Based on hypotheses about the necessary framework for success of job rotation we
then confront these hypotheses with both quantitative and qualitative indicators
in a third step. For example, the legal framework is compared on the basis of
indicators on the existence of a right to further training for the employed and
unemployed, legal obligations or a levy on firms for further training of their
employees, dismissal protection legislation in case an employees takes a longer
leave as well as the potential use of already existing regulation of active
labour market policies for job rotation project.
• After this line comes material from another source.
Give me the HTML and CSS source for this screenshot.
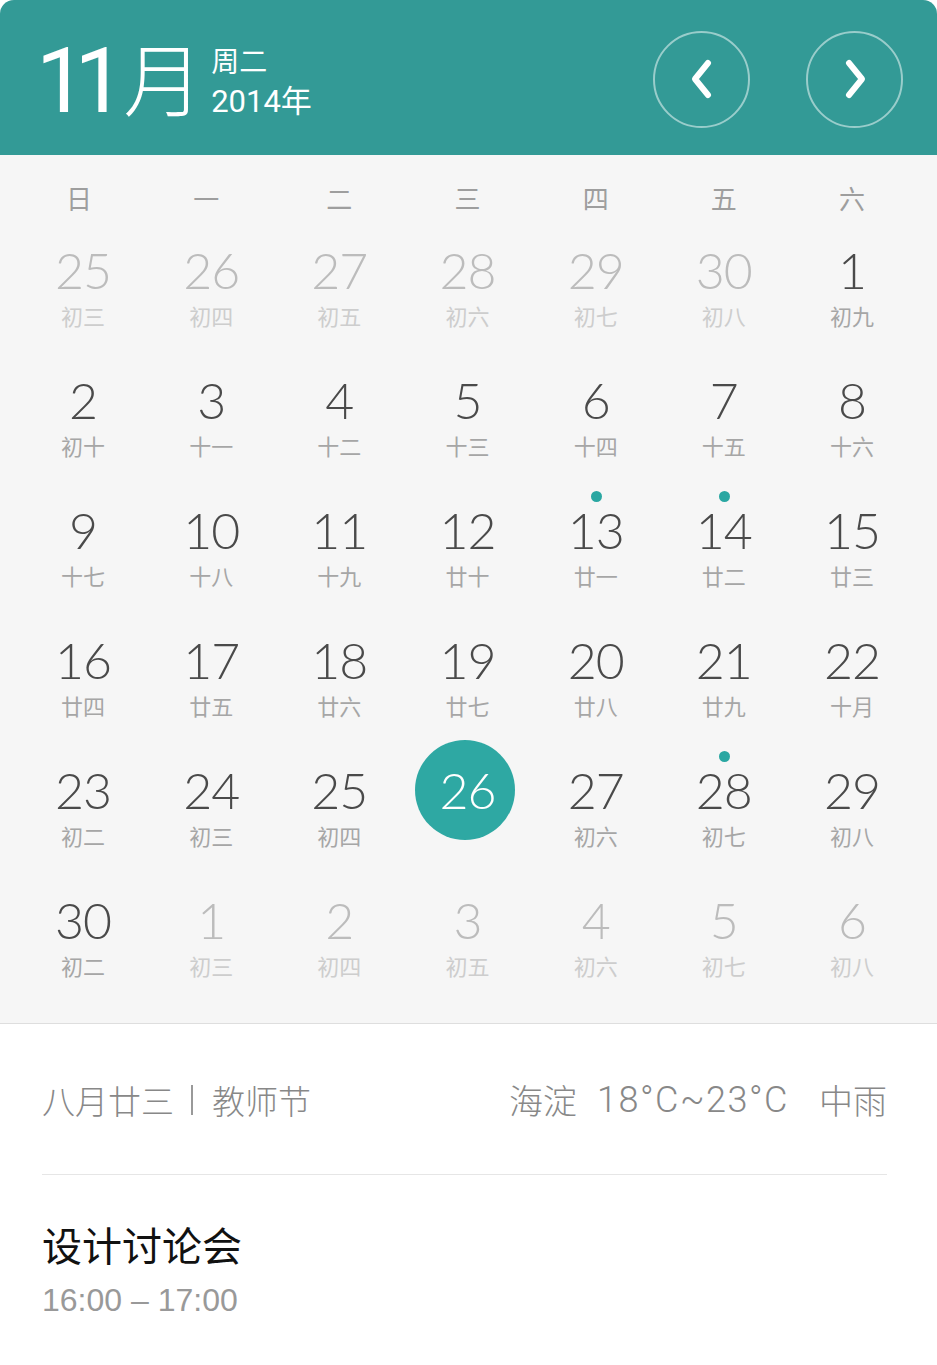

We compare Denmark, Finland,
France, Italy, Austria, Portugal, Sweden, United Kingdom and Germany.The major
results are:
- far-reaching legal or collectively agreed regulations regarding further
training for the employed and practice-oriented training for the unemployed
and for sections of the non-working population are a necessary precondition
for a wider spread of job rotation;
- incentives for the substitution persons should be clearly positive and
through an adequate reimbursement for substitution work, a sufficient increase
in comparison to unemployment benefits needs to be assured;
- costs incurred through job rotation projects should be ‘fairly’
distributed through a suitable co-funding structure in order to keep the
so-called ‘deadweight’ effects as low as possible,
- incentives for employees to undergo further training must be guaranteed
through the existence of appropriate regulations and leave of absence for the
purpose of improving one’s skills must be flanked by secure dismissal
protection legislation;
- functional regional policy networks are necessary in order to implement
the projects on the interface between labour market policy and structural
policy;
- job rotation in (not only) Germany could gain a new impetus through the
wider spread of further training funds based on collective agreements
including elements of job rotation and complemented through additional funding
by labour market policy or tax reductions to participating firms. Under such a
framework job rotation could make a stronger contribution to the reduction of
unemployment by at the same time reaching higher productivity.